> Description of the task
Reproduce each line that includes the word "index".

•••

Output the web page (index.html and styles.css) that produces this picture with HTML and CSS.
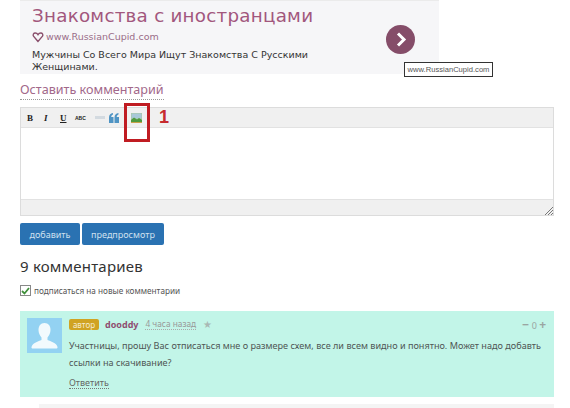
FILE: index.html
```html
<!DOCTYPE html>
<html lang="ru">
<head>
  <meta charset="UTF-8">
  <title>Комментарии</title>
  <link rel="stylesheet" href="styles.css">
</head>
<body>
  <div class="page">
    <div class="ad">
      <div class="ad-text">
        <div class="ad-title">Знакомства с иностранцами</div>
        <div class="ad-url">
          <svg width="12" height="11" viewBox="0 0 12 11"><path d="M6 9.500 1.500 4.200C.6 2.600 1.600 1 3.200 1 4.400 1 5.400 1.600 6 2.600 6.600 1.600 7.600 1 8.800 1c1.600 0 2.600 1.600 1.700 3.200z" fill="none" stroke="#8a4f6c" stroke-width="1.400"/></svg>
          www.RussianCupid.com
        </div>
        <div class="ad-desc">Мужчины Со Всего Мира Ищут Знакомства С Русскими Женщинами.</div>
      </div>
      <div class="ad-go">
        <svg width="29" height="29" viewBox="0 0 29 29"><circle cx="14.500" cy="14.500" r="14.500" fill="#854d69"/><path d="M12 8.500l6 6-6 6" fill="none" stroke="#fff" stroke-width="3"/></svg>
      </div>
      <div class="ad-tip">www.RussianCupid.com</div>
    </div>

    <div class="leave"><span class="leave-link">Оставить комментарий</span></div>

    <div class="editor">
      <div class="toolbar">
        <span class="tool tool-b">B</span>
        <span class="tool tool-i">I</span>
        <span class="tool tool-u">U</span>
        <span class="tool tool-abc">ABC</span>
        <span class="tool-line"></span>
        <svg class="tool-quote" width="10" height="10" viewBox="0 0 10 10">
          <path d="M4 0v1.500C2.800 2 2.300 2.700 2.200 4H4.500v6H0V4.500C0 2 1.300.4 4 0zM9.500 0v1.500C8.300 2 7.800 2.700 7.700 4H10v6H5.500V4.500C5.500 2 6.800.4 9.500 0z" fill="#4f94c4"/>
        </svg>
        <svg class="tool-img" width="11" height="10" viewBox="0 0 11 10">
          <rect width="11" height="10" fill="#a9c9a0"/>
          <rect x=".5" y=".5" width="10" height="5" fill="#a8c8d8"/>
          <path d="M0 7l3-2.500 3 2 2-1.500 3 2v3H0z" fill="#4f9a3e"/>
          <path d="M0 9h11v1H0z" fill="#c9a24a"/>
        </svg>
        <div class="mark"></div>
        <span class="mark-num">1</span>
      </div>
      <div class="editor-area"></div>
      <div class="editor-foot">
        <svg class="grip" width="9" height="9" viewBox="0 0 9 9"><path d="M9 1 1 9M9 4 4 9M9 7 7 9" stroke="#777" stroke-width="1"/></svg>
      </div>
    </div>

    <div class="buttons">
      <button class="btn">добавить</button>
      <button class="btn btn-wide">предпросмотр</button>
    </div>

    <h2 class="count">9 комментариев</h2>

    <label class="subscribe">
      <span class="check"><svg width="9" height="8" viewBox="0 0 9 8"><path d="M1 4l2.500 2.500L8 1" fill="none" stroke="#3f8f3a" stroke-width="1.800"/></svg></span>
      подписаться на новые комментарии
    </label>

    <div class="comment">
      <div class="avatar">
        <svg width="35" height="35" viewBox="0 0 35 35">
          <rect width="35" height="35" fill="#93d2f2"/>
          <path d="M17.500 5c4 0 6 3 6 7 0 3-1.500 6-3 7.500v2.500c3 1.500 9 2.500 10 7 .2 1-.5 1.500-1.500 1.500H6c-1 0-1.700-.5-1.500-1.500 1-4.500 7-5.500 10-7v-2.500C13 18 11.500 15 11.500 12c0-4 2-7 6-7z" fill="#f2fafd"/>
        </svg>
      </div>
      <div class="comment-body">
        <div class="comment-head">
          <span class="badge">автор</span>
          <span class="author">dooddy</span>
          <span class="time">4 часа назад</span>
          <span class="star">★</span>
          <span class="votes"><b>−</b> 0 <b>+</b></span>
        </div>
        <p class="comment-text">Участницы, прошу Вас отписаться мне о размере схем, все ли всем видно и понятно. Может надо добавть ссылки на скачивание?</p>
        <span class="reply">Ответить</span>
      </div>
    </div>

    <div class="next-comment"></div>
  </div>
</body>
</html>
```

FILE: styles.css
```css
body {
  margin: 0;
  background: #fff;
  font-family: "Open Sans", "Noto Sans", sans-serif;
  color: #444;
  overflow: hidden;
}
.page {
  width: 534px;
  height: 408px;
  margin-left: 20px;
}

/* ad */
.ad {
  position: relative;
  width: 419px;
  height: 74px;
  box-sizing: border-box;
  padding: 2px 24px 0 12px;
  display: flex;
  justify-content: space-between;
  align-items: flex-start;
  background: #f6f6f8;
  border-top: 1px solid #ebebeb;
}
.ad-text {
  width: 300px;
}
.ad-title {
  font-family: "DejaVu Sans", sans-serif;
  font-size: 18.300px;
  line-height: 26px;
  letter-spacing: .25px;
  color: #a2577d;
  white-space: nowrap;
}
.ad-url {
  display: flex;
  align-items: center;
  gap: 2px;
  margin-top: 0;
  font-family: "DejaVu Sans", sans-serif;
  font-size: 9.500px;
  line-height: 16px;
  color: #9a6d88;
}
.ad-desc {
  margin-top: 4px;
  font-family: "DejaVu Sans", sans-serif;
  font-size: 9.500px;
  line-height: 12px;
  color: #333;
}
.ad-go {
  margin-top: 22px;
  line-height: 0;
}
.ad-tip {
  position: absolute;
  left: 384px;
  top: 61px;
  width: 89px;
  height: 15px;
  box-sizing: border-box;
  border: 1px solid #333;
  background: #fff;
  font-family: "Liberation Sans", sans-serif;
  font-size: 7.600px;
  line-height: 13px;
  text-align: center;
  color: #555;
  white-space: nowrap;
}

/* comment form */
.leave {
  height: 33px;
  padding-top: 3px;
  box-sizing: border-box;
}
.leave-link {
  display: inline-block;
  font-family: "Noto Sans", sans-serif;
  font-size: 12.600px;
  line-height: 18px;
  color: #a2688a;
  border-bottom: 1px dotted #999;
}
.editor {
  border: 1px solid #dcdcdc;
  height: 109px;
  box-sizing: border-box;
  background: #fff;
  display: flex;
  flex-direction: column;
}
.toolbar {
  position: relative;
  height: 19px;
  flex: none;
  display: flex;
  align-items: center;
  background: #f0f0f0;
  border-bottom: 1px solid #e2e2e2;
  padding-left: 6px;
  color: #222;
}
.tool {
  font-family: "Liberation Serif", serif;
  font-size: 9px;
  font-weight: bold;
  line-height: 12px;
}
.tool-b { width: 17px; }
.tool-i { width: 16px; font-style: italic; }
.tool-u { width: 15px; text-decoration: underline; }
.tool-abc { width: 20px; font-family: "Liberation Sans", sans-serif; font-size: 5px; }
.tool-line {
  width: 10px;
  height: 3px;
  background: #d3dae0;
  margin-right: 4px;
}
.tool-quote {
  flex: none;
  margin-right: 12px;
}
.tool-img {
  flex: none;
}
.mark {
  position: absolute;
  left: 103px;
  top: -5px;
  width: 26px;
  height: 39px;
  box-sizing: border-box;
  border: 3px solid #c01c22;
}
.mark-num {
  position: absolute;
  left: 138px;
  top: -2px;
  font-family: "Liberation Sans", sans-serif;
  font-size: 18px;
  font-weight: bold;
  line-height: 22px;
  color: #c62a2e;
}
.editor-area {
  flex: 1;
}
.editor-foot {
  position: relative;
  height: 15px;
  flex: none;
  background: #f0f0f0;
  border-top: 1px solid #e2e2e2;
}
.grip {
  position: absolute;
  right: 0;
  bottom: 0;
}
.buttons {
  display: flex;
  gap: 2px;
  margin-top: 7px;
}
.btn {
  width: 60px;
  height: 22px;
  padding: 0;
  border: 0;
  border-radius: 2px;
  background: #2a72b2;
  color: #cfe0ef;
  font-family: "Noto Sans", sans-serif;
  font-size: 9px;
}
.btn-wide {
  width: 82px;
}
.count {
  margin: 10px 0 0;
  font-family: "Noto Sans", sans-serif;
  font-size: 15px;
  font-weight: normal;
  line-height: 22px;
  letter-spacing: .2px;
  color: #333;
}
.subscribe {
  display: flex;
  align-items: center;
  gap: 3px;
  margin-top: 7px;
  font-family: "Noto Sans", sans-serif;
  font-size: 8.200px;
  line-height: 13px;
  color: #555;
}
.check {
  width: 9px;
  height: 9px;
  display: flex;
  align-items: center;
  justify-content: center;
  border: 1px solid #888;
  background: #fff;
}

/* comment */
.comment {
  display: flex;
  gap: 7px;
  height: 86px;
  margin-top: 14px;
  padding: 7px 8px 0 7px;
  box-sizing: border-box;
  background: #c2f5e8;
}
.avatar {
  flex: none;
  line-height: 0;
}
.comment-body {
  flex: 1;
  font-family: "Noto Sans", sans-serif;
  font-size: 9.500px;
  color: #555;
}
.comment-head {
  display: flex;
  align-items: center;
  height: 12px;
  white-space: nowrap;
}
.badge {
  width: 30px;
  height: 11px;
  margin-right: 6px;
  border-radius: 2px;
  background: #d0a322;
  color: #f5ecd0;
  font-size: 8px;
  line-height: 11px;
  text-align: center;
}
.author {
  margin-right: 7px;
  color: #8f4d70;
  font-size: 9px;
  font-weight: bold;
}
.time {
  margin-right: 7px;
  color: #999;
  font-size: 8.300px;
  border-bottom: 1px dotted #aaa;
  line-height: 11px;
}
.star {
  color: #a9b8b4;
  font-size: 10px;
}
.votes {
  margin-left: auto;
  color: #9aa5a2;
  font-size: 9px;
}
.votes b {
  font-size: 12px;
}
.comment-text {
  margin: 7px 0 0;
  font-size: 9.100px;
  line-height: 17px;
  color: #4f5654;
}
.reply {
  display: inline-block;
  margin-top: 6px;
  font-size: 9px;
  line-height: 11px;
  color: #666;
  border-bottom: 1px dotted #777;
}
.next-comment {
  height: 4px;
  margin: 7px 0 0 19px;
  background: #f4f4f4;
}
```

•••

> Exercise solution
Output the web page (index.html and styles.css) that produces this picture with HTML and CSS.
FILE: index.html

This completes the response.